* INFORMATION SUPPLIED *
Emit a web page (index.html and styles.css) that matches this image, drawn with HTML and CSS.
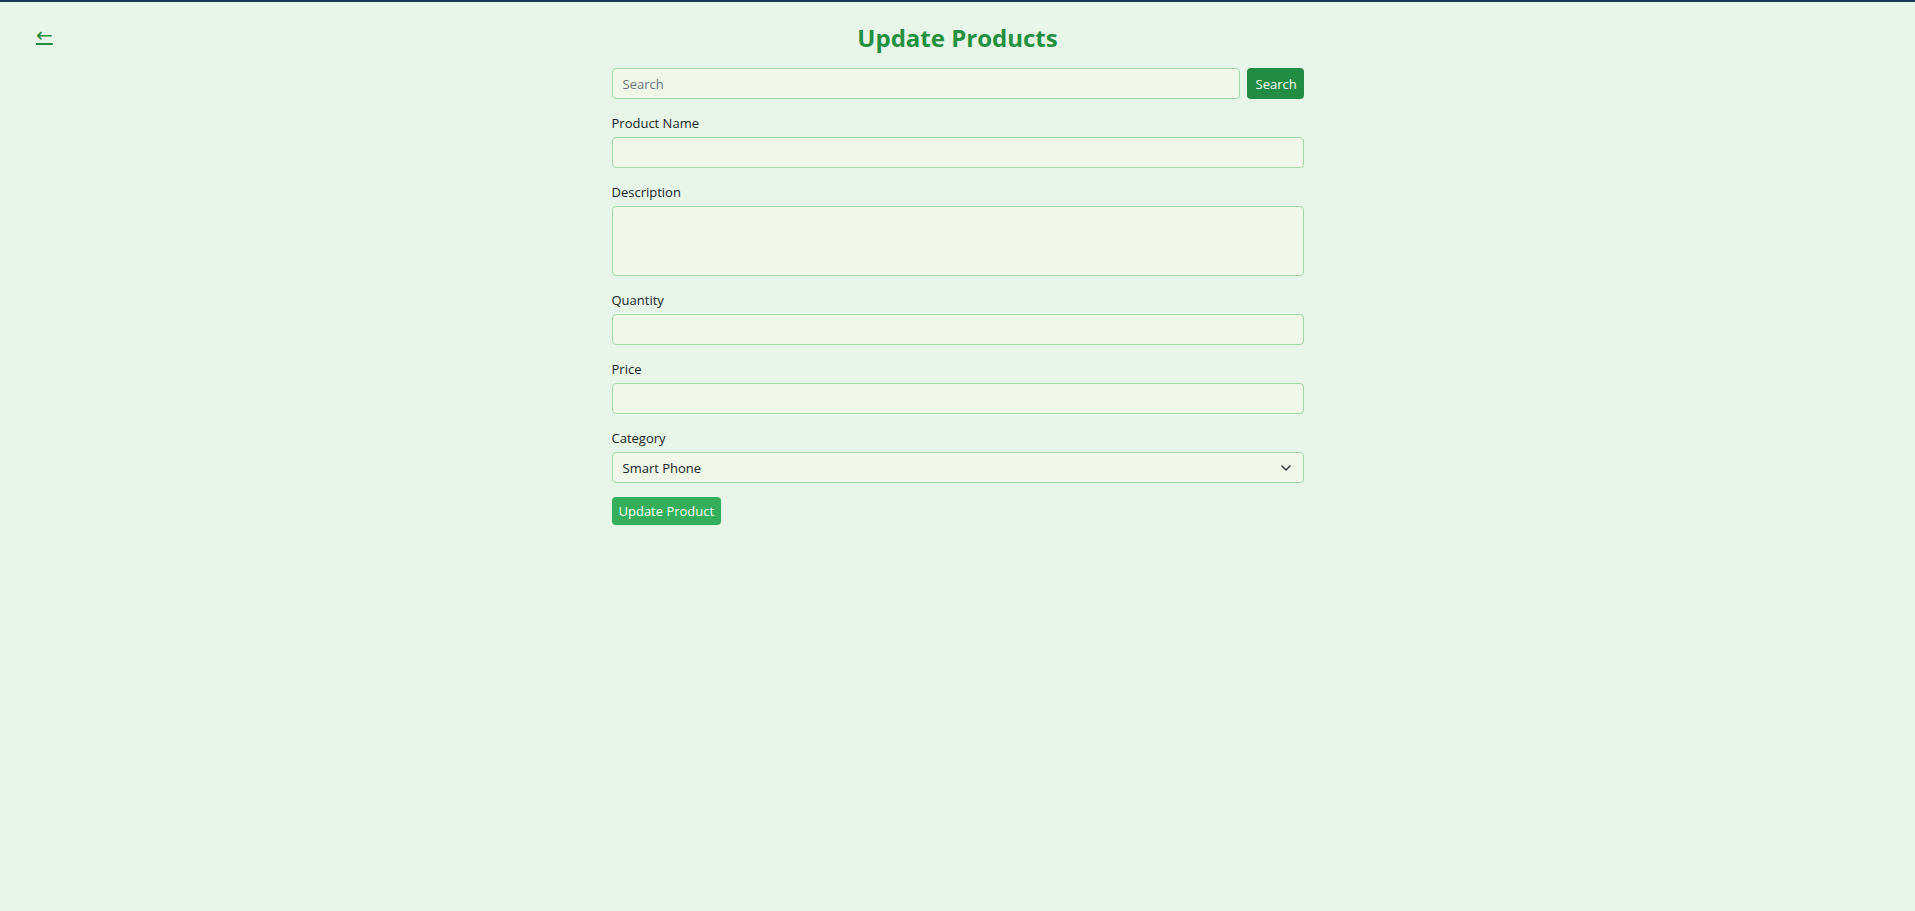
FILE: index.html
```html
<!DOCTYPE html>
<html lang="en">
<head>
<meta charset="utf-8">
<title>Update Products</title>
<link rel="stylesheet" href="styles.css">
</head>
<body>
<header class="top">
  <a class="back" href="#">&larr;</a>
  <h1 class="title">Update Products</h1>
  <span class="spacer"></span>
</header>
<main class="form-wrap">
  <div class="search-row">
    <input class="field" type="text" placeholder="Search">
    <button class="btn btn-dark" type="button">Search</button>
  </div>
  <div class="group">
    <label class="label">Product Name</label>
    <input class="field" type="text">
  </div>
  <div class="group">
    <label class="label">Description</label>
    <textarea class="field area"></textarea>
  </div>
  <div class="group">
    <label class="label">Quantity</label>
    <input class="field" type="text">
  </div>
  <div class="group">
    <label class="label">Price</label>
    <input class="field" type="text">
  </div>
  <div class="group">
    <label class="label">Category</label>
    <div class="select">
      <span class="select-text">Smart Phone</span>
      <svg class="chev" width="10" height="6" viewBox="0 0 10 6"><path d="M1 1l4 4 4-4" fill="none" stroke="#343a40" stroke-width="1.5" stroke-linecap="round" stroke-linejoin="round"/></svg>
    </div>
  </div>
  <div>
    <button class="btn btn-light" type="button">Update Product</button>
  </div>
</main>
</body>
</html>
```
FILE: styles.css
```css
* { box-sizing: border-box; }
html, body { height: 100%; }
body {
  margin: 0;
  background: #e8f5e9;
  border-top: 2px solid #1b3a57;
  font-family: "Open Sans", "Noto Sans", sans-serif;
  color: #212529;
}
.top {
  display: grid;
  grid-template-columns: 1fr auto 1fr;
  align-items: start;
  padding: 0 36px;
}
.back {
  color: #1e8e3e;
  font-size: 20px;
  line-height: 1;
  margin-top: 23px;
  justify-self: start;
  font-family: "DejaVu Sans", sans-serif;
}
.title {
  margin: 19px 0 0;
  font-size: 24px;
  line-height: 33px;
  font-weight: 700;
  color: #22903f;
}
.form-wrap {
  width: 692px;
  margin: 14px auto 0;
}
.search-row {
  display: flex;
  gap: 7px;
  margin-bottom: 14px;
}
.search-row .field { flex: 1; }
.group { margin-bottom: 14px; display: flex; flex-direction: column; }
.label {
  font-size: 13px;
  line-height: 20px;
  margin-bottom: 4px;
}
.field {
  height: 31px;
  width: 100%;
  padding: 4px 10px;
  border: 1px solid #a3d9a9;
  border-radius: 4px;
  background: #f1f8e9;
  font-family: inherit;
  font-size: 13px;
  color: #212529;
  outline: none;
}
.field::placeholder { color: #6c757d; }
.area { height: 70px; resize: none; }
.select {
  height: 31px;
  display: flex;
  align-items: center;
  justify-content: space-between;
  padding: 0 12px 0 10px;
  border: 1px solid #a3d9a9;
  border-radius: 4px;
  background: #f1f8e9;
  font-size: 13px;
}
.btn {
  border: 0;
  border-radius: 4px;
  color: #fff;
  font-family: inherit;
  font-size: 13px;
  padding: 0 9px;
}
.btn-dark { background: #228c44; height: 31px; width: 57px; }
.btn-light { background: #34ae5a; height: 28px; padding: 0 7px; }
```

* GIVEN TASK *
Copy the listing exactly. Any image in it stays out of the copy.

* EXERCISE RESPONSE *
Emit a web page (index.html and styles.css) that matches this image, drawn with HTML and CSS.
FILE: index.html
```html
<!DOCTYPE html>
<html lang="en">
<head>
<meta charset="utf-8">
<title>Update Products</title>
<link rel="stylesheet" href="styles.css">
</head>
<body>
<header class="top">
  <a class="back" href="#">&larr;</a>
  <h1 class="title">Update Products</h1>
  <span class="spacer"></span>
</header>
<main class="form-wrap">
  <div class="search-row">
    <input class="field" type="text" placeholder="Search">
    <button class="btn btn-dark" type="button">Search</button>
  </div>
  <div class="group">
    <label class="label">Product Name</label>
    <input class="field" type="text">
  </div>
  <div class="group">
    <label class="label">Description</label>
    <textarea class="field area"></textarea>
  </div>
  <div class="group">
    <label class="label">Quantity</label>
    <input class="field" type="text">
  </div>
  <div class="group">
    <label class="label">Price</label>
    <input class="field" type="text">
  </div>
  <div class="group">
    <label class="label">Category</label>
    <div class="select">
      <span class="select-text">Smart Phone</span>
      <svg class="chev" width="10" height="6" viewBox="0 0 10 6"><path d="M1 1l4 4 4-4" fill="none" stroke="#343a40" stroke-width="1.5" stroke-linecap="round" stroke-linejoin="round"/></svg>
    </div>
  </div>
  <div>
    <button class="btn btn-light" type="button">Update Product</button>
  </div>
</main>
</body>
</html>
```
FILE: styles.css
```css
* { box-sizing: border-box; }
html, body { height: 100%; }
body {
  margin: 0;
  background: #e8f5e9;
  border-top: 2px solid #1b3a57;
  font-family: "Open Sans", "Noto Sans", sans-serif;
  color: #212529;
}
.top {
  display: grid;
  grid-template-columns: 1fr auto 1fr;
  align-items: start;
  padding: 0 36px;
}
.back {
  color: #1e8e3e;
  font-size: 20px;
  line-height: 1;
  margin-top: 23px;
  justify-self: start;
  font-family: "DejaVu Sans", sans-serif;
}
.title {
  margin: 19px 0 0;
  font-size: 24px;
  line-height: 33px;
  font-weight: 700;
  color: #22903f;
}
.form-wrap {
  width: 692px;
  margin: 14px auto 0;
}
.search-row {
  display: flex;
  gap: 7px;
  margin-bottom: 14px;
}
.search-row .field { flex: 1; }
.group { margin-bottom: 14px; display: flex; flex-direction: column; }
.label {
  font-size: 13px;
  line-height: 20px;
  margin-bottom: 4px;
}
.field {
  height: 31px;
  width: 100%;
  padding: 4px 10px;
  border: 1px solid #a3d9a9;
  border-radius: 4px;
  background: #f1f8e9;
  font-family: inherit;
  font-size: 13px;
  color: #212529;
  outline: none;
}
.field::placeholder { color: #6c757d; }
.area { height: 70px; resize: none; }
.select {
  height: 31px;
  display: flex;
  align-items: center;
  justify-content: space-between;
  padding: 0 12px 0 10px;
  border: 1px solid #a3d9a9;
  border-radius: 4px;
  background: #f1f8e9;
  font-size: 13px;
}
.btn {
  border: 0;
  border-radius: 4px;
  color: #fff;
  font-family: inherit;
  font-size: 13px;
  padding: 0 9px;
}
.btn-dark { background: #228c44; height: 31px; width: 57px; }
.btn-light { background: #34ae5a; height: 28px; padding: 0 7px; }
```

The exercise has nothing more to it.